Grant Ellis, natural resources manager with the Parks and Recreation Department, told the Rivard Report that efforts to preserve and manage the plant and wildlife diversity at Eisenhower Park have been going on since it opened to the public in 1988.
“We work to maintain and manage the land for the diversity of the native plants that it has present,” including native grasses, trees, and wildflowers. “We also have a lot of native wildlife such as armadillo, deer, raccoons, skunks, and as the weather warms up, we will be visited by snakes emerging from slumber.”
Ellis oversees the team that ensures park safety and maintenance once trails are constructed, which includes educating visitors about the importance of preserving and respecting the marked trails.

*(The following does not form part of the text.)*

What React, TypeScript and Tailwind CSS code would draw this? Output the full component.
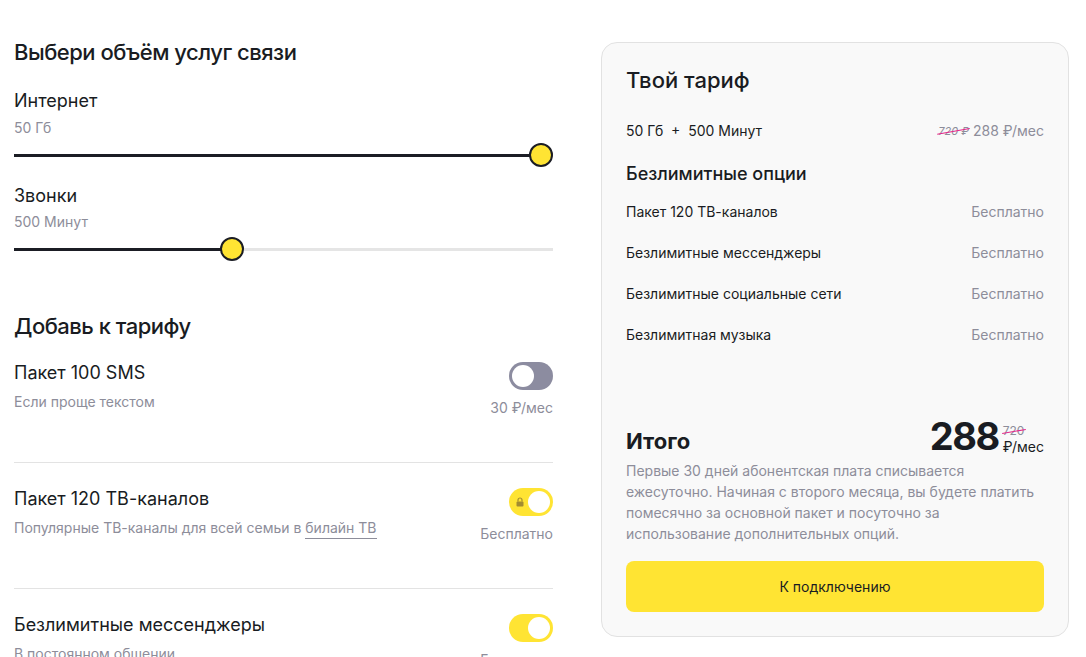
import React from "react";

const GRAY = "text-[#8d8d9a]";

function Slider({ pct }: { pct: number }) {
  return (
    <div className="relative h-6 w-full">
      <div className="absolute left-0 right-0 top-[11px] h-[3px] bg-[#e5e5e5]" />
      <div
        className="absolute left-0 top-[10.5px] h-[3px] bg-[#1b1d24]"
        style={{ width: `${pct}%` }}
      />
      <div
        className="absolute top-0 h-6 w-6 -translate-x-1/2 rounded-full border-2 border-[#1b1d24] bg-[#ffe433]"
        style={{ left: `${pct}%` }}
      />
    </div>
  );
}

function Lock() {
  return (
    <svg width="8" height="10" viewBox="0 0 8 10">
      <path d="M2 4.5V3a2 2 0 0 1 4 0v1.5" fill="none" stroke="#a38c30" strokeWidth="1.2" />
      <rect x="0.5" y="4.5" width="7" height="5" rx="1" fill="#a38c30" />
    </svg>
  );
}

function Toggle({ on, locked }: { on: boolean; locked?: boolean }) {
  return (
    <div
      className={`flex h-[28px] w-[44px] items-center rounded-full px-[3px] ${
        on ? "justify-end bg-[#ffe433]" : "justify-start bg-[#8c8ca0]"
      } relative`}
    >
      {locked && (
        <div className="absolute left-[7px] top-[9px] flex">
          <Lock />
        </div>
      )}
      <div className="h-[22px] w-[22px] rounded-full bg-white" />
    </div>
  );
}

function Item({
  title,
  sub,
  price,
  on,
  locked,
  last,
}: {
  title: string;
  sub: React.ReactNode;
  price: string;
  on: boolean;
  locked?: boolean;
  last?: boolean;
}) {
  return (
    <div className={`flex h-[126px] justify-between pt-[24px] ${last ? "" : "border-b border-[#e3e3e3]"}`}>
      <div className="flex flex-col">
        <div className="text-[18px] leading-[24px] text-[#191c22]">{title}</div>
        <div className={`mt-[7px] text-[14px] leading-[20px] ${GRAY}`}>{sub}</div>
      </div>
      <div className="flex flex-col items-end pt-[1px]">
        <Toggle on={on} locked={locked} />
        <div className={`mt-[8px] text-[14px] leading-[20px] ${GRAY}`}>{price}</div>
      </div>
    </div>
  );
}

function Strike({ children, className }: { children: React.ReactNode; className: string }) {
  return (
    <span className={`relative inline-block ${className}`}>
      {children}
      <span className="absolute left-[-1px] right-[-1px] top-1/2 h-[1px] -rotate-[10deg] bg-[#e3268a]" />
    </span>
  );
}

function OptRow({ name }: { name: string }) {
  return (
    <div className="flex justify-between text-[14px] leading-[20px]">
      <span className="text-[#191c22]">{name}</span>
      <span className={GRAY}>Бесплатно</span>
    </div>
  );
}

export default function App() {
  return (
    <div
      className="flex h-[657px] w-[1086px] overflow-hidden bg-white text-[#191c22]"
      style={{ fontFamily: "Inter, 'Noto Sans', sans-serif" }}
    >
      <div className="ml-[14px] flex w-[539px] flex-col pt-[38px]">
        <h2 className="text-[22px] font-medium leading-[28px] tracking-[-0.5px]">Выбери объём услуг связи</h2>
        <div className="mt-[23px] text-[18px] leading-[24px]">Интернет</div>
        <div className={`mt-[5px] text-[14px] leading-[20px] ${GRAY}`}>50 Гб</div>
        <div className="mt-[5px]">
          <Slider pct={97.8} />
        </div>
        <div className="mt-[17px] text-[18px] leading-[24px]">Звонки</div>
        <div className={`mt-[4px] text-[14px] leading-[20px] ${GRAY}`}>500 Минут</div>
        <div className="mt-[5px]">
          <Slider pct={40.4} />
        </div>
        <h2 className="mt-[51px] text-[22px] font-medium leading-[28px] tracking-[-0.5px]">Добавь к тарифу</h2>
        <div className="-mt-[3px] flex flex-col">
          <Item title="Пакет 100 SMS" sub="Если проще текстом" price="30 ₽/мес" on={false} />
          <Item
            title="Пакет 120 ТВ-каналов"
            sub={
              <span>
                Популярные ТВ-каналы для всей семьи в{" "}
                <span className="border-b border-[#8d8d9a] pb-[2px]">билайн ТВ</span>
              </span>
            }
            price="Бесплатно"
            on
            locked
          />
          <Item title="Безлимитные мессенджеры" sub="В постоянном общении" price="Бесплатно" on last />
        </div>
      </div>

      <div className="ml-[48px] mt-[42px] flex h-[595px] w-[468px] flex-col rounded-[16px] border border-[#e2e2e2] bg-[#f9f9f9] px-[24px] pb-[24px] pt-[23px]">
        <h3 className="text-[22px] font-medium leading-[28px]">Твой тариф</h3>
        <div className="mt-[27px] flex items-center justify-between text-[14px] leading-[20px]">
          <span className="whitespace-pre">50 Гб  +  500 Минут</span>
          <span className={`flex items-center ${GRAY}`}>
            <Strike className="text-[11px] italic">720 ₽</Strike>
            <span className="ml-[4px]">288 ₽/мес</span>
          </span>
        </div>
        <div className="mt-[21px] text-[18px] font-medium leading-[24px]">Безлимитные опции</div>
        <div className="mt-[16px] flex flex-col gap-[21px]">
          <OptRow name="Пакет 120 ТВ-каналов" />
          <OptRow name="Безлимитные мессенджеры" />
          <OptRow name="Безлимитные социальные сети" />
          <OptRow name="Безлимитная музыка" />
        </div>
        <div className="mt-auto flex flex-col">
          <div className="flex items-end justify-between">
            <span className="mb-[1px] text-[22px] font-bold leading-[28px]">Итого</span>
            <div className="flex items-end">
              <span className="text-[38px] font-bold leading-[40px] tracking-[-1.5px]">288</span>
              <div className="ml-[4px] flex flex-col items-start">
                <Strike className={`text-[12px] leading-[14px] ${GRAY}`}>720</Strike>
                <span className="text-[14px] leading-[18px]">₽/мес</span>
              </div>
            </div>
          </div>
          <p className={`mt-[4px] text-[14px] leading-[21px] ${GRAY}`}>
            Первые 30 дней абонентская плата списывается ежесуточно. Начиная с второго месяца, вы будете платить
            помесячно за основной пакет и посуточно за использование дополнительных опций.
          </p>
          <button className="mt-[17px] flex h-[51px] w-full items-center justify-center rounded-[8px] bg-[#ffe433] text-[14px] text-[#191c22]">
            К подключению
          </button>
        </div>
      </div>
    </div>
  );
}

“We want people to be informed about the native diversity in the area so that they want to help us maintain the natural areas in the city for species like the endangered golden-cheeked warbler,” which reside in Eisenhower Park.
Construction of the entire Howard W. Peak Greenway Trail System is expected to be completed by 2021 with the exception of a small “spur trail” stemming out of Eisenhower Park and taking users slightly North up to Raymond Russel Park, Ross said.
“I have spent the last 12 years walking parks, trying to find connections that will help bring people together,” Ross said. “The best part about my job is being able to come out to the trails anonymously and see families and the elderly and children being able to use the trails and seeing the smiles on their faces. Seeing people enjoy what was created through this program brings me a lot of joy.”